In our TFSA, we have contributed $20,000 and the current balance is about $20,600. If you want to measure that performance, you'll have to find a relevant high interest savings account benchmark. 

That quote is my own - I've asked at least 15 bloggers/investors over the last few years and very few track performance. Like maybe 3/15. Congrats for being one of the minority.


----------



## beans (Jan 25, 2011)

right now i know two things. RIM has gotta go back up....and NKE has gotta go back up

Just do it.

i love how pointless my posts are


----------



## Argonaut (Dec 7, 2010)

dogcom said:


> Argonaut these ETF's are for short term trading only, they are not meant to be held because of the drag they they have on them. When they turn over contracts and do whatever they do you lose money over time, so if Nat Gas stayed at $4.00 and didn't move the entire year you would lose money on both sides with these ETF's if you held them.
> 
> On trading I always look harder at my losers then my winners. I want to know why I lost so much and what I should do better the next time. Last year when I started active trading I bought HNU at a low price and it started go down so I added on and it continued lower and I then finally cut my losses. It took my 2 months to get back those losses back and I learned a lot from that trade.

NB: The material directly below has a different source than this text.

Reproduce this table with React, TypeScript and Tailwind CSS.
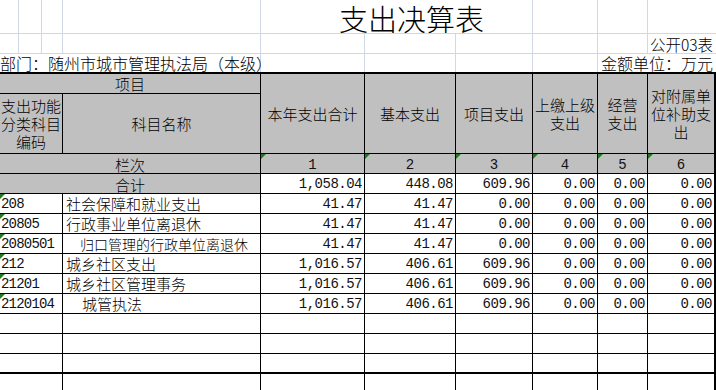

Yeah I understand that leveraged ETF's are for the short term. My thought was to _short_ both the bull and the bear version of natural gas in equal weight. Unless there are no shares to borrow?


----------



## AshleyT (May 1, 2009)

These types of threads and conversations are common in bull markets, especially in Canada with everyone piling into our beloved resource stocks for the past two years. It's easy to look like a genius when the bulls are running and all the "hunches" are cashing. How quickly we forget the market's ability to teach us a lesson. Humility is deferred today, but will rule again. It was ever thus.